Linking Core Competencies to Core Values
Core values define what your organization stands for and how decisions are made. But values alone don’t drive performance unless they are tied to clearly defined behaviors.
The strongest fitness club cultures are built on values that already exist — not aspirational slogans. These values show up daily in how your best people operate. By linking fitness club core competencies to those values, you clarify expectations, reduce performance drift, and create consistency across locations and teams.
Four Fitness Club Core Competencies High-Performing Operators Track
Based on conversations with operators leading 10+ locations, four competencies consistently drive results. These examples illustrate how top clubs document and develop their teams:
Relationship Building
Core Value: Community
Behaviors include listening with empathy, maintaining collaborative rapport, and fostering harmony.
Execution
Core Value: Excellence
Behaviors include meeting deadlines, owning outcomes, and staying focused under shifting priorities.
Learning Agility
Core Value: Curiosity
Behaviors include welcoming feedback, exploring new ideas, and adjusting behaviors based on experience.
Problem Solving
Core Value: Innovation
Behaviors include proposing improvements, taking initiative, and approaching challenges with solutions.

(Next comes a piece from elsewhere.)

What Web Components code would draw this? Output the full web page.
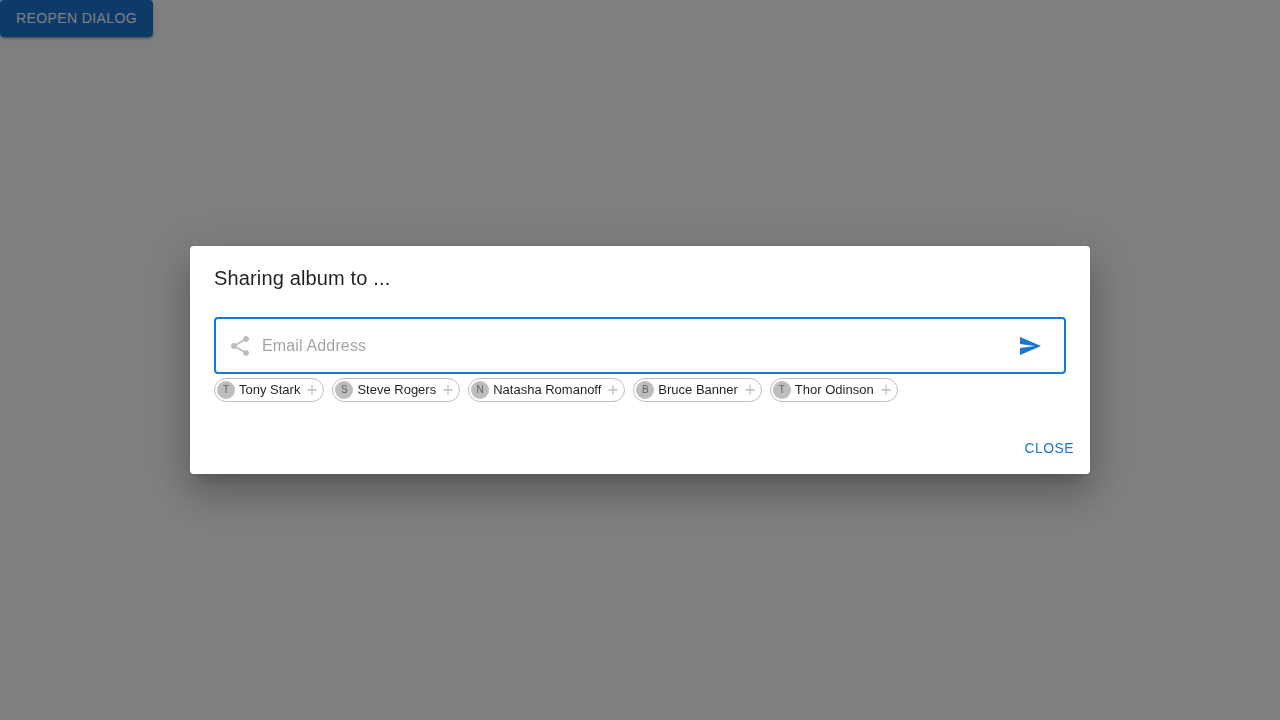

Documenting these fitness club core competencies establishes performance standards and gives staff a clear behavioral blueprint for success.
How to Implement Fitness Club Core Competencies
Hiring
Move beyond generic interview questions. Instead, ask candidates to describe real situations that reveal specific competencies. For example, if relationship building is critical, ask about a time they de-escalated an upset member without management support.
Onboarding
Avoid overwhelming new hires. Focus on one core competency in the first 30 days and define exactly what success looks like through three observable behaviors. Reinforce these behaviors during early check-ins.
Development
When performance slips, don’t try to fix everything at once. Identify one competency gap, assign specific behaviors to practice weekly, and review progress in one-on-one meetings. Growth happens through repetition, not theory.
A Leadership Challenge
This week, identify the one behavior your top performer consistently demonstrates that others do not. Document it. Then ask yourself honestly — are you modeling that behavior daily, or simply expecting it?
Your team’s performance ceiling is determined by what leaders consistently demonstrate, not what they occasionally mention in meetings.